Vejamos por um outro caminho. Eu gostaria agora de retomar uma questão proposta por Zigmunt Bauman no livro “Vidas Desperdiçadas” e que serviu de ponto de partida para a montagem do espetáculo “Arrumadinho” da Trupe Olho da Rua: você é Projeto ou Refugo?

    Segundo Bauman o sistema vigente (vou dizer o palavrão, desculpem os mais pudicos), o capitalismo globalizado, reino da barbárie, exige um comprometimento com o seu Projeto, ou seja, coloca as coisas em termos de uma dualidade: ou se é Projeto, ou se é Refugo. E o que é Projeto hoje, amanhã será Refugo, regra essencial do consumo.

     Vamos convir que o teatro de rua esteja longe de fazer parte do Projeto. Isso significa que sempre estaremos sendo empurrados para o papel de Refugo. Mas essa dualidade proposta pelo sistema é, como sempre, ideológica e um truque sujo. É claro que sempre há alternativas, é claro que não podemos dividir o mundo, na lógica bushiniana (desculpem o outro palavrão. Quem manda mexer na sujeira?), entre os que são nossos amigos e os inimigos.
    
    Além de Projeto e Refugo é possível se colocar na posição de Resistência.

    Acho que quando se tenta separar o teatro de rua de um possível teatro na rua o que se está tentando evidenciar é esse sentido de Resistência. Um teatro que resiste ao muro, que quer manter, ou estabelecer, ou restabelecer um contato, uma interação, talvez formar de novo um lugar comum – comum unidade? – para fugir à lógica do sistema e, uma vez fora dela, poder mostrá-la como o que é: ideologia naturalizada. Um anti-Projeto que expõe, que critica, que duvida, que desvela.

     A questão é: quanto tempo se aguenta resistir? É possível permanecer nessa posição?

 O anti-Projeto corre o risco de se tornar Projeto. Um movimento forte estabelece pontes com as comissões, espaços para verbas, ganha um lugar ao sol, o teatro de rua passa a ser uma Categoria, com “C” maiúsculo. Quem sabe um dia, para concorrer a uma verba de teatro de rua o grupo precise de um aval da comissão permanente fiscalizadora do movimento de teatro de rua: CPFMTR! Eita sigla bonita!

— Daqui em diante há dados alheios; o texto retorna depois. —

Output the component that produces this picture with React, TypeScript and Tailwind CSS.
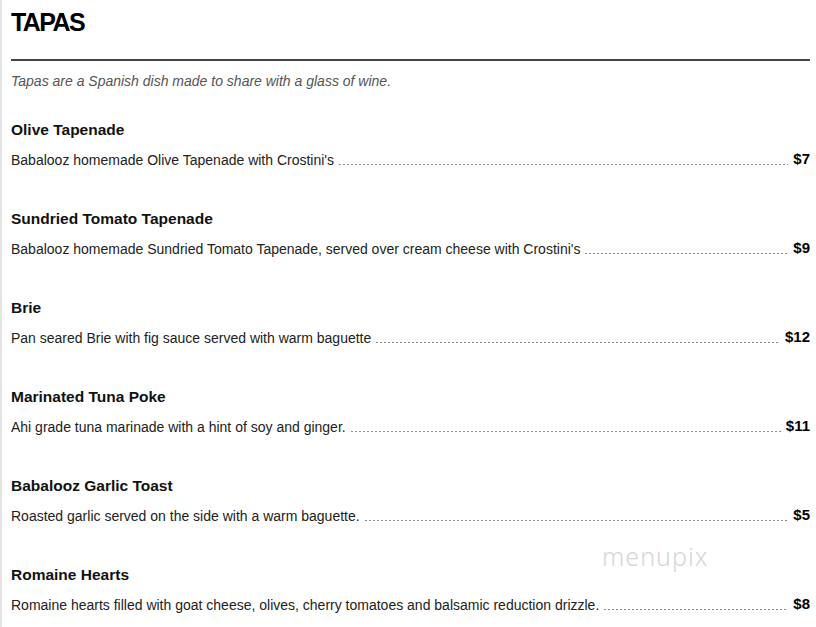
const items = [
  { name: "Olive Tapenade", desc: "Babalooz homemade Olive Tapenade with Crostini's", price: "$7" },
  {
    name: "Sundried Tomato Tapenade",
    desc: "Babalooz homemade Sundried Tomato Tapenade, served over cream cheese with Crostini's",
    price: "$9",
  },
  { name: "Brie", desc: "Pan seared Brie with fig sauce served with warm baguette", price: "$12" },
  { name: "Marinated Tuna Poke", desc: "Ahi grade tuna marinade with a hint of soy and ginger.", price: "$11" },
  { name: "Babalooz Garlic Toast", desc: "Roasted garlic served on the side with a warm baguette.", price: "$5" },
  {
    name: "Romaine Hearts",
    desc: "Romaine hearts filled with goat cheese, olives, cherry tomatoes and balsamic reduction drizzle.",
    price: "$8",
  },
];

const App = () => {
  return (
    <div className="relative w-[816px] h-[627px] overflow-hidden bg-white border-l-2 border-[#e4e4e4] pl-[9px] pr-[6px] font-['Liberation_Sans',Arial,sans-serif] text-[#111]">
      {/* Header */}
      <h1 className="pt-[7px] text-[25px] leading-[30px] font-bold tracking-[-1.6px] text-black">TAPAS</h1>
      <div className="mt-[22px] h-[2px] bg-[#444]" />
      <p className="mt-[12px] text-[14px] leading-[16px] italic text-[#555]">
        Tapas are a Spanish dish made to share with a glass of wine.
      </p>

      {/* Items */}
      <div className="mt-[32px] flex flex-col gap-[41px]">
        {items.map((item) => (
          <div key={item.name} className="flex flex-col">
            <h3 className="text-[15.5px] leading-[18px] font-bold text-[#111]">{item.name}</h3>
            <div className="mt-[10px] flex items-end">
              <span className="text-[14px] leading-[18px] text-[#222] whitespace-nowrap">{item.desc}</span>
              <span className="flex-1 mx-[5px] mb-[4px] h-[1px] bg-[linear-gradient(to_right,#8c8c8c_50%,transparent_0)] bg-[length:4px_1px] bg-repeat-x" />
              <span className="text-[15px] leading-[20px] font-bold text-black">{item.price}</span>
            </div>
          </div>
        ))}
      </div>

      {/* Watermark */}
      <div className="absolute left-[600px] top-[538px] text-[25px] font-light tracking-[1px] text-[#d6d6d6] font-['Noto_Sans',sans-serif] select-none">
        menupix
      </div>
    </div>
  );
};

export default App;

     Por outro lado, ninguém quer viver a vida toda sem condições mínimas de sobrevivência. Os grupos precisam de espaços para trabalhar, os artistas precisam de dinheiro para viver. Permanecer alheio ao mundo oficial, ao Projeto, pode significar a porta de entrada para o Refugo.

     Como fazer para que a resistência seja uma atitude que possa permanecer? Como organizar a horda da resistência sem se tornar um exercito regular?

    Resistir enquanto bando é possível enquanto existe o ímpeto que contrabalança a eficiência do exercito hierarquizado, afinal os soldados lutam contra seu coração. A história tem demonstrado, entretanto, que os bandos tendem a se dispersar, entrar em conflitos internos e depois de ganhar muitas batalhas serem vencidos pela constância, pela disciplina e pela sedução do sistema.

    Ainda assim, é resistir ou desistir. Ou será essa outra falsa dualidade?

“Desconfiai do mais trivial,
na aparência singelo.
E examinai, sobretudo, o que parece habitual.
Suplicamos expressamente:
não aceiteis o que é de hábito
como coisa natural,
pois em tempo de desordem sangrenta,
de confusão organizada,
de arbitrariedade consciente,
de humanidade desumanizada,
nada deve parecer natural
nada deve parecer impossível de mudar”.